Refund To Taxpayer Was Interest-Free Loan To Government Two-Thirds Of Filers Overwithhold During Year

Associated Press

Few people would argue the inequity of a financial arrangement in which one side gets to borrow money scot-free and the other is charged interest on unpaid bills.

Yet that’s essentially what happens to millions of taxpayers expecting refunds and to those still owing the government money.

“If you’re getting a refund, most likely the government is making money on your money,” said Marc Britton, director of personal financial planning for KPMG Peat Marwick in New York. “It’s a yearlong interest-free loan.” The Internal Revenue Service estimates 80 million taxpayers - or about two-thirds of the 120 million individuals who file federal income tax returns - overpaid their taxes by nearly $100 billion and are entitled to refunds this year. About 28 million taxpayers owe the IRS around $50 billion.

While most people openly welcome some extra green in the spring - an annual windfall they can use for investing, paying down debts or having fun - financial advisers often cringe at the thought.

That’s money, they say, on which individuals could have earned interest during the year instead of giving the government free access to it.

At the same time, they note, those who underpaid their taxes and are now being hit with a bill, are subject to interest charges, currently 9 percent, and possible penalties if they fail to pay in full by the April 15 filing deadline.

Those with sizable refunds most likely miscalculated their W-4 employer withholding allowances or overpaid their estimated taxes on income not subject to withholding.

The latter of the two is usually tougher to get a handle on since income varies year to year for people like the self-employed. For them, the experts say, it’s best to use the previous year’s income, deductions and credits as a starting point and to make regular adjustments accordingly.

It’s easier to control withholding allowances on the W-4 form filed with an employer. Each employee is permitted to take personal exemptions that free up specified amounts of wages from tax. The more allowances claimed on the W-4, the less income tax is withheld.

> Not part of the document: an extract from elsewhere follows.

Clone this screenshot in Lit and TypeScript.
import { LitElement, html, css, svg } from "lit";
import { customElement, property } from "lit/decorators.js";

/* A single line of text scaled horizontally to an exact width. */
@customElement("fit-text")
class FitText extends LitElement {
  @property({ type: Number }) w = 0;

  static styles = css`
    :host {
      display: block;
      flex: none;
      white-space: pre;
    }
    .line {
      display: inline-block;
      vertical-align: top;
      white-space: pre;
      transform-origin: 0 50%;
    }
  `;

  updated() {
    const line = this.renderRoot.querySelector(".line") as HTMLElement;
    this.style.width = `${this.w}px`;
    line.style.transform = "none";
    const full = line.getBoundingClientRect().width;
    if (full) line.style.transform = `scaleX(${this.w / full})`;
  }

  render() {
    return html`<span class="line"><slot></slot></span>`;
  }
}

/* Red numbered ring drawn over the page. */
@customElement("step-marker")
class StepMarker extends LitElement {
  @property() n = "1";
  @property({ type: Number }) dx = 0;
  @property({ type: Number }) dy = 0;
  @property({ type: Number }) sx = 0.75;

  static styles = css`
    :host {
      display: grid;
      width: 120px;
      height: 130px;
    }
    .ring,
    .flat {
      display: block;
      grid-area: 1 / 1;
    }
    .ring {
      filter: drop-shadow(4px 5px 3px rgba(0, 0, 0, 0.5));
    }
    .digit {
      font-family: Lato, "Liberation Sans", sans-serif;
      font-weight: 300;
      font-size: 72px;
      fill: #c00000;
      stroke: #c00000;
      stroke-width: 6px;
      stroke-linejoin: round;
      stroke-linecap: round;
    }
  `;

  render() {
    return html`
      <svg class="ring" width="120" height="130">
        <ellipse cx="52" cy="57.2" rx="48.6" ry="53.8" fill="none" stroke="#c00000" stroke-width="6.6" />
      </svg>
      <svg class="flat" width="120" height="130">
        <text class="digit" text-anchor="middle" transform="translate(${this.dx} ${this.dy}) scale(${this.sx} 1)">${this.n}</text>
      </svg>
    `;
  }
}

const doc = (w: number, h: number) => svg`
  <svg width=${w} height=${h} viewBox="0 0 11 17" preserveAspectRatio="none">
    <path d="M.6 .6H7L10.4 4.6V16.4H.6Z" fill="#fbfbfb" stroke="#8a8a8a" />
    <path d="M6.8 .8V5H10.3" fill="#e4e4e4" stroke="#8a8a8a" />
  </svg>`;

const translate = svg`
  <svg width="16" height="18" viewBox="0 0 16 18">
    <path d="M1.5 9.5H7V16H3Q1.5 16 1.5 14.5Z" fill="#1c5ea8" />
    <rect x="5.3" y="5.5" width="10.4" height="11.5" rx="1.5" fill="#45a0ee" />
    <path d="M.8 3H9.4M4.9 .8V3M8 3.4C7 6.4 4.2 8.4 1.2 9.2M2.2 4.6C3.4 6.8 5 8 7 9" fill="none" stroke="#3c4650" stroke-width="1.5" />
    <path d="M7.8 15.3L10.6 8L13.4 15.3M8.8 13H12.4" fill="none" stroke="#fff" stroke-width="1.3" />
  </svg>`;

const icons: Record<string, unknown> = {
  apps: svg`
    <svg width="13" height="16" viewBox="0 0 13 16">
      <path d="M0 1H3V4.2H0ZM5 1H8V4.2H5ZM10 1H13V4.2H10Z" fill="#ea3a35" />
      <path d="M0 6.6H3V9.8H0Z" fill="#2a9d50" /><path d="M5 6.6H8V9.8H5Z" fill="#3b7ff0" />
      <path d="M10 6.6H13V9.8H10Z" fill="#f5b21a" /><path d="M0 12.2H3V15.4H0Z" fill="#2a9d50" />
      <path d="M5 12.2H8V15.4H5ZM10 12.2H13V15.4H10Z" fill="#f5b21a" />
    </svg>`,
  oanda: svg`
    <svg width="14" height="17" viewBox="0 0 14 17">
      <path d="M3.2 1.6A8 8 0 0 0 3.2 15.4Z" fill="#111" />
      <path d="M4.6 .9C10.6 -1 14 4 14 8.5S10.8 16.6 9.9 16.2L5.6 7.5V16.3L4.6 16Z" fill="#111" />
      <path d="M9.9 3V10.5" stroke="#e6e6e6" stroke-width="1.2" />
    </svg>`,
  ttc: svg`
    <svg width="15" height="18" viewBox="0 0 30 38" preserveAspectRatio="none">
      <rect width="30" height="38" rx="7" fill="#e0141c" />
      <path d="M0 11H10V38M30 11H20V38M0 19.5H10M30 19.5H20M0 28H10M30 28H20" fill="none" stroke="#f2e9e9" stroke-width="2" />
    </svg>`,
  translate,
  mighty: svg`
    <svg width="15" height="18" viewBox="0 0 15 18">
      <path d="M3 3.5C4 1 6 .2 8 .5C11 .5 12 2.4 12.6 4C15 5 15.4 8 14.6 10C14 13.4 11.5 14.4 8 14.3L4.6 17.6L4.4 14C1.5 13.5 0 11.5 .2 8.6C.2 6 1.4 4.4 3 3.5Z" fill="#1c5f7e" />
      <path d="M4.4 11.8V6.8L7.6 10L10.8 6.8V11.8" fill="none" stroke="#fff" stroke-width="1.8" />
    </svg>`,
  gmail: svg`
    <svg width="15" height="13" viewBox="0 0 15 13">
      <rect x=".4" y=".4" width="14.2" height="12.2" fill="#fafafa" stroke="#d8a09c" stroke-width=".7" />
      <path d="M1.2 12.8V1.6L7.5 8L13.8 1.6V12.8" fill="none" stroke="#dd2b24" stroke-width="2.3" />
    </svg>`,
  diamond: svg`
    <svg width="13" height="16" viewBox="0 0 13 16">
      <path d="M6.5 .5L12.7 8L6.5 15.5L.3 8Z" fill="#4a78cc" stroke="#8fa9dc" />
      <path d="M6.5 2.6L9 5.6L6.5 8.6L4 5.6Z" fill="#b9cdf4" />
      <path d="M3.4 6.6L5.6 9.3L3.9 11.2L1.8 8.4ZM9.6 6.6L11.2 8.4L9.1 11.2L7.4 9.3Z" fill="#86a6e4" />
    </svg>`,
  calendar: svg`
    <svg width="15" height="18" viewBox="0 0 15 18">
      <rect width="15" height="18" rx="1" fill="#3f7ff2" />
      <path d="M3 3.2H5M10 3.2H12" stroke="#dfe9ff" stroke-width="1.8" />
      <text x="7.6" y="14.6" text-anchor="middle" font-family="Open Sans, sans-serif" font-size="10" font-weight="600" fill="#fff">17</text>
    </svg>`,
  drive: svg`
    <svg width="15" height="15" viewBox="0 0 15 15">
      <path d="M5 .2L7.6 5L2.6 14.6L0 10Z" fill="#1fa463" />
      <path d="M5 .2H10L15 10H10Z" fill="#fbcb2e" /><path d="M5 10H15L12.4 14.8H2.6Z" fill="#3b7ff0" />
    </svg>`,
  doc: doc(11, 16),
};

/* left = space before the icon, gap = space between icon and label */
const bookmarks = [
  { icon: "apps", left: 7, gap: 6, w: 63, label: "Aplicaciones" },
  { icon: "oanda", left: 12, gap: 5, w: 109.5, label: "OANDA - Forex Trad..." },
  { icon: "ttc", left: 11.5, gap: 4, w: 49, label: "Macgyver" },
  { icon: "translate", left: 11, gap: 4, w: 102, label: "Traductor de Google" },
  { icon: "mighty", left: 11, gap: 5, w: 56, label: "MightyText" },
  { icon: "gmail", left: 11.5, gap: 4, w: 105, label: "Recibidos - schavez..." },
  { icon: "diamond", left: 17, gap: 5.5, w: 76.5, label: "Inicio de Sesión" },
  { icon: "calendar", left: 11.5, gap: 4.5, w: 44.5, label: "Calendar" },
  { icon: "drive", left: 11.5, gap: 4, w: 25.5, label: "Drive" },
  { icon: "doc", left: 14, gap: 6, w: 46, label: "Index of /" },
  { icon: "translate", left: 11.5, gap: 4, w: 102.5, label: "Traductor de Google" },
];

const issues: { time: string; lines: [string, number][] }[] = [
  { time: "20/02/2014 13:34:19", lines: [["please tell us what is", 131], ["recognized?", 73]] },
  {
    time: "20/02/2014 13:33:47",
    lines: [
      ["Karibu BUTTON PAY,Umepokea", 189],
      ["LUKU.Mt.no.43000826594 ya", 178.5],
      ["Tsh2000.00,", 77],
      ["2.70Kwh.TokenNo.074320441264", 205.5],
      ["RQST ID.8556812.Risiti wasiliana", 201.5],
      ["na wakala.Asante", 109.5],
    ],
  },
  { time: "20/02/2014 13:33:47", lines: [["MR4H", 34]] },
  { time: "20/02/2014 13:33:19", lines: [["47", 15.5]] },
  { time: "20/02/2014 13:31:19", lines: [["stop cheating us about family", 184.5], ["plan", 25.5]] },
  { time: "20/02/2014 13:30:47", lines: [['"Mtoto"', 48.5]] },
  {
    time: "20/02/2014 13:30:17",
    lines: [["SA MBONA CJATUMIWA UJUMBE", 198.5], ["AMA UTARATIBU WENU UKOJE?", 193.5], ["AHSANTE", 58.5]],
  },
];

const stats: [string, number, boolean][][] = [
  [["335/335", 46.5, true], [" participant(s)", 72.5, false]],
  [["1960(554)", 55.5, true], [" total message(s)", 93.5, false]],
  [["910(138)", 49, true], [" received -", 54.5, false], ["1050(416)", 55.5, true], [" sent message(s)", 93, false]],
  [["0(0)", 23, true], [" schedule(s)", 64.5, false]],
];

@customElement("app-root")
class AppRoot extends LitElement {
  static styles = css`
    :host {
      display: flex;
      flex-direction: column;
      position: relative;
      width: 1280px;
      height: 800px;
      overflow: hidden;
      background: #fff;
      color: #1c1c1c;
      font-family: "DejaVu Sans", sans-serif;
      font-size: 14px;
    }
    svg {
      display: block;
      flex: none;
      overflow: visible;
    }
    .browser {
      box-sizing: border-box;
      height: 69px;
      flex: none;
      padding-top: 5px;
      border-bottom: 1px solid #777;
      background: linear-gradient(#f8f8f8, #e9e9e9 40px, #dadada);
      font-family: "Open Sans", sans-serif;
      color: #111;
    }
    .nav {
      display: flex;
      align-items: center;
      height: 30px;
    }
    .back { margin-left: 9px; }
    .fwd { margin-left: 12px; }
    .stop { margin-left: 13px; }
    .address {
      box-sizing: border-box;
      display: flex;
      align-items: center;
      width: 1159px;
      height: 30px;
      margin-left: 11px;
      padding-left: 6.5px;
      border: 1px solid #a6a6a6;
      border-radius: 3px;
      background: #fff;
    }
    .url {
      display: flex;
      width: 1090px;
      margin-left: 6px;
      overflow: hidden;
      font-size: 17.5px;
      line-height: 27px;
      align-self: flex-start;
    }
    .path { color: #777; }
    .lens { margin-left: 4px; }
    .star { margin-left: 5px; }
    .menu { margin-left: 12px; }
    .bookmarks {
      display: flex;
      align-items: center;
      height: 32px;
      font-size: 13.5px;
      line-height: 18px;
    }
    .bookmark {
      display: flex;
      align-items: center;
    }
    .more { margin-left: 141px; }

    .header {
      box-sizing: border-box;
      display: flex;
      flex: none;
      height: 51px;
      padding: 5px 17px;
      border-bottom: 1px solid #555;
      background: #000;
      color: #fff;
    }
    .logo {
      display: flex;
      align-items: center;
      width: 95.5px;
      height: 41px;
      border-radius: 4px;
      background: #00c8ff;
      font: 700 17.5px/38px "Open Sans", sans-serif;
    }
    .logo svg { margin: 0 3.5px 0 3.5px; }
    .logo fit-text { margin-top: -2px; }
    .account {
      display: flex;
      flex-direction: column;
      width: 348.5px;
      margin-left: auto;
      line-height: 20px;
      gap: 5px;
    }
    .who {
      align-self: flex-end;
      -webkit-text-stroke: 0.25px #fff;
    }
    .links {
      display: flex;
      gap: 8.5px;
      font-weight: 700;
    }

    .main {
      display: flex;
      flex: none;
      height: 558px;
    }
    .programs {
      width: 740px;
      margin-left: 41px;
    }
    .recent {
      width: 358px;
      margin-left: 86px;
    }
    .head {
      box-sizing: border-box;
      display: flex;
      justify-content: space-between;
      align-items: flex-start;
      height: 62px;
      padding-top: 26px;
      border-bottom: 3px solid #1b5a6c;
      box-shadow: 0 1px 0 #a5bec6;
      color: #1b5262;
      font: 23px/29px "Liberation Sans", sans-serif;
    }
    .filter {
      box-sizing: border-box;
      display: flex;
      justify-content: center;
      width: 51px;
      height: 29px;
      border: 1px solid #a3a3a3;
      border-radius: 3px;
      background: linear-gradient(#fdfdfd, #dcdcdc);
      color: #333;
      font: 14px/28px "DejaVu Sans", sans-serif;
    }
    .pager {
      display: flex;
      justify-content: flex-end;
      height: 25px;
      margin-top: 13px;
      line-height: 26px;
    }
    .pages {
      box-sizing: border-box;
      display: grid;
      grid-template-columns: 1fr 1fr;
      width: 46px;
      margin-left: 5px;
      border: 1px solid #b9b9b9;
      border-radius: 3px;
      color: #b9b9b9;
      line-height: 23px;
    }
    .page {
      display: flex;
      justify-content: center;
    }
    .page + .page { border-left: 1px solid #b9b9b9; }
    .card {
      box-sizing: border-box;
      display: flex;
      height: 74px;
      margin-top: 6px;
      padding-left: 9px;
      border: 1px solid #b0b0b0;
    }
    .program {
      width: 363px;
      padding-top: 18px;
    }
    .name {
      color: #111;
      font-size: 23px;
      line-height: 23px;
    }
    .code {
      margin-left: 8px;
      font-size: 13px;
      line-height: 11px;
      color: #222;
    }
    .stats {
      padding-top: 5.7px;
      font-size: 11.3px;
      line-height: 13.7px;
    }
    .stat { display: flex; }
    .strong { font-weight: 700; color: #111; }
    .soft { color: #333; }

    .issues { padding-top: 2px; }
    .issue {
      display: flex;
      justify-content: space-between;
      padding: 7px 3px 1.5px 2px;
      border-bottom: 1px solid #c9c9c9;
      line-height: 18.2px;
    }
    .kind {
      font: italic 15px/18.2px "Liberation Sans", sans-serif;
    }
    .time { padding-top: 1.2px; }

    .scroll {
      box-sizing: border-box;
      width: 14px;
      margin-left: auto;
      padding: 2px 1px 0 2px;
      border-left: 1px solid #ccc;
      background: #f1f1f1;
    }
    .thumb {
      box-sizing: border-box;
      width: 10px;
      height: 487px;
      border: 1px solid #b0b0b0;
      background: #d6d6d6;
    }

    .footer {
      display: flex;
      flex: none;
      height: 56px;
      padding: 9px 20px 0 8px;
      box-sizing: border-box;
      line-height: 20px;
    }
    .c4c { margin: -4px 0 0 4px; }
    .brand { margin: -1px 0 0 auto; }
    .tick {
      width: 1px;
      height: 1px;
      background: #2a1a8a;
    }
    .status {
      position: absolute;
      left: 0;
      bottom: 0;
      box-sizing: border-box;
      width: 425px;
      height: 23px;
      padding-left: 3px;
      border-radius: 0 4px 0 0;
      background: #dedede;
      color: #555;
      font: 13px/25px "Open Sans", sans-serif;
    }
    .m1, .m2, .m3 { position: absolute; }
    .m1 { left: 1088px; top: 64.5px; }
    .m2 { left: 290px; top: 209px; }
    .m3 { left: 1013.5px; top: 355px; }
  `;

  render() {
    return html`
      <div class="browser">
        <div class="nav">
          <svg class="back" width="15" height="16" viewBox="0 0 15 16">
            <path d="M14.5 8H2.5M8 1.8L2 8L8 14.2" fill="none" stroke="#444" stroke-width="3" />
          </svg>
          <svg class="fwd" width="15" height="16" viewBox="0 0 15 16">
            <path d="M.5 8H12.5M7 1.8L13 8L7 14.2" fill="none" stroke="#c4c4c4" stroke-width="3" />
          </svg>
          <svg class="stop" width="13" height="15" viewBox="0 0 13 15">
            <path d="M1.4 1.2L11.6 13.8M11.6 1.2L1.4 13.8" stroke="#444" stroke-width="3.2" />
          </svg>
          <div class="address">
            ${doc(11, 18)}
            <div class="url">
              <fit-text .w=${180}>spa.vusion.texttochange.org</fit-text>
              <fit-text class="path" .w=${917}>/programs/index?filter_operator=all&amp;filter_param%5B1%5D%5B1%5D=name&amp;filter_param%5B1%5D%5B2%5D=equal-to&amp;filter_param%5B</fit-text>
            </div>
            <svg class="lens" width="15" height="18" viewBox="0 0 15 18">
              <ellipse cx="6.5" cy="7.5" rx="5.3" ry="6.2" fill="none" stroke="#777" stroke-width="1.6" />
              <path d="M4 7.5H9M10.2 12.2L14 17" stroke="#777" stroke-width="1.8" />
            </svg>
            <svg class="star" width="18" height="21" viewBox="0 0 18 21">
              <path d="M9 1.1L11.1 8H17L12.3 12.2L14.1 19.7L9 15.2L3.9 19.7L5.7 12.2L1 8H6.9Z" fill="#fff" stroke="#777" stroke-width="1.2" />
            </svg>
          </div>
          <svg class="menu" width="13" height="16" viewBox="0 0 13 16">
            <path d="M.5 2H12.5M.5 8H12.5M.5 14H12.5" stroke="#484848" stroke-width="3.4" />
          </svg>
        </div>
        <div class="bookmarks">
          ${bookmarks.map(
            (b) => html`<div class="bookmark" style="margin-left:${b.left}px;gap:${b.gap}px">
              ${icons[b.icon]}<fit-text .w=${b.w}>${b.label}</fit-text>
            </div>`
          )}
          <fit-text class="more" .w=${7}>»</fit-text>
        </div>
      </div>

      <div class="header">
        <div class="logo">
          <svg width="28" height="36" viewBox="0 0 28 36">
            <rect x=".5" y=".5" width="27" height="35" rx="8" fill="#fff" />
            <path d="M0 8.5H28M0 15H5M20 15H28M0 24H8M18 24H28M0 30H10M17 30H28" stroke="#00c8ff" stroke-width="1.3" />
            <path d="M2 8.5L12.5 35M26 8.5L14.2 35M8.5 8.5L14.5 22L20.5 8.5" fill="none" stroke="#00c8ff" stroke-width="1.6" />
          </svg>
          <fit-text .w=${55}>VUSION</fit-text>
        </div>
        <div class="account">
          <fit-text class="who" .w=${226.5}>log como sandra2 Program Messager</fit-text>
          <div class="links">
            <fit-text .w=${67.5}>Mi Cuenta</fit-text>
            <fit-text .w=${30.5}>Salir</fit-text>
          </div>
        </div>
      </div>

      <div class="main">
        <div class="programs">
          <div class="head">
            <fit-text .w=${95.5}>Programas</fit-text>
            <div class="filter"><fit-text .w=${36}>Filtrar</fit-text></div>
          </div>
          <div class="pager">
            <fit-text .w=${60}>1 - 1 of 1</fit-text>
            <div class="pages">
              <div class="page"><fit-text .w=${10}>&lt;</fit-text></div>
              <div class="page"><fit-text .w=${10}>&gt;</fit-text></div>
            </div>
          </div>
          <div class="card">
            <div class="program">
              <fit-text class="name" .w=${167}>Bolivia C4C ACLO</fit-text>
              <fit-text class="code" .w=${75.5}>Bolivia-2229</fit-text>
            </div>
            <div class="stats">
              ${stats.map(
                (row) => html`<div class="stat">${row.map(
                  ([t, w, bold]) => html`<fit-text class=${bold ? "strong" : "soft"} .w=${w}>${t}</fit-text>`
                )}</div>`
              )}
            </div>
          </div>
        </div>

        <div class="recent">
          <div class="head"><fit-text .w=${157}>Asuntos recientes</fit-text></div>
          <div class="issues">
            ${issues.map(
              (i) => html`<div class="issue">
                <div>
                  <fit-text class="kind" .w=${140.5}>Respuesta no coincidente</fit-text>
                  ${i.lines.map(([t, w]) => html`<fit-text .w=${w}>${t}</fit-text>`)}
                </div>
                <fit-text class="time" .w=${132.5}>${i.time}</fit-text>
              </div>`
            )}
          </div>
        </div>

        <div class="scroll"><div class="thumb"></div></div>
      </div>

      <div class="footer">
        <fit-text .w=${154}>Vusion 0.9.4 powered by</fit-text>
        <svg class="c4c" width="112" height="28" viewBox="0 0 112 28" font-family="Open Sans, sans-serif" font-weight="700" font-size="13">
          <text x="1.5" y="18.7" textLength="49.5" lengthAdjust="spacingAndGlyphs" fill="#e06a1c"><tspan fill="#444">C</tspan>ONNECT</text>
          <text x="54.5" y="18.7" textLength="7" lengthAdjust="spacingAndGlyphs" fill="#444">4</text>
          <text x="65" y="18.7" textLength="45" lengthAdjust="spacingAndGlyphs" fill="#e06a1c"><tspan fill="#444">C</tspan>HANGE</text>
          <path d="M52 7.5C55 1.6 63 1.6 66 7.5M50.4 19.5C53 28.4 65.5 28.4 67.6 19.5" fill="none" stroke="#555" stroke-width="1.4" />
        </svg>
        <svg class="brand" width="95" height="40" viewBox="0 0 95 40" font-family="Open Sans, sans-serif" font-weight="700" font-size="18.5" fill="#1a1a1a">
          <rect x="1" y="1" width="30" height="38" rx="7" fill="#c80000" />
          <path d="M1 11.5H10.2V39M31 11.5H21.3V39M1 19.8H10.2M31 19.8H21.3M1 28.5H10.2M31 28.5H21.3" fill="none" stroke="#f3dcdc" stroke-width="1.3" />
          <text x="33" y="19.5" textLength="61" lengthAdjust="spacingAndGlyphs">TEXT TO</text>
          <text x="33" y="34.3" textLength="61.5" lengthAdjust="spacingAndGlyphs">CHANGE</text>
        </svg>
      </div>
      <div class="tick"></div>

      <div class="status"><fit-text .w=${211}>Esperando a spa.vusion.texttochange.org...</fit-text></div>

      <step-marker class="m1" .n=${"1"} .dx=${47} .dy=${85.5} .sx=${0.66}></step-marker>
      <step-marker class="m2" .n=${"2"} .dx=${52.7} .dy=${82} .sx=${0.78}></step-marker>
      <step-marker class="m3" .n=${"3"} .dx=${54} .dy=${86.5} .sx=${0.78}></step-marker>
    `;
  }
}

Several factors will determine the number of allowances, including marital status and household size. Any changes there should be promptly noted with an employer.

As a general rule, taxpayers should claim one allowance for every $2,500 in deductions taken on itemized returns, according to Mark Luscomb, chief analyst with CCH Inc., a tax law researcher based in Riverwoods, Ill. He suggests dual-income married couples calculate their combined allowances on one work sheet, then divide them among the W-4s that are filed with each employer.

So how close should taxpayers come in estimating their tax liabilities?

KPMG’s Britton and other financial advisers agree that a 10 percent margin of error is perfectly acceptable.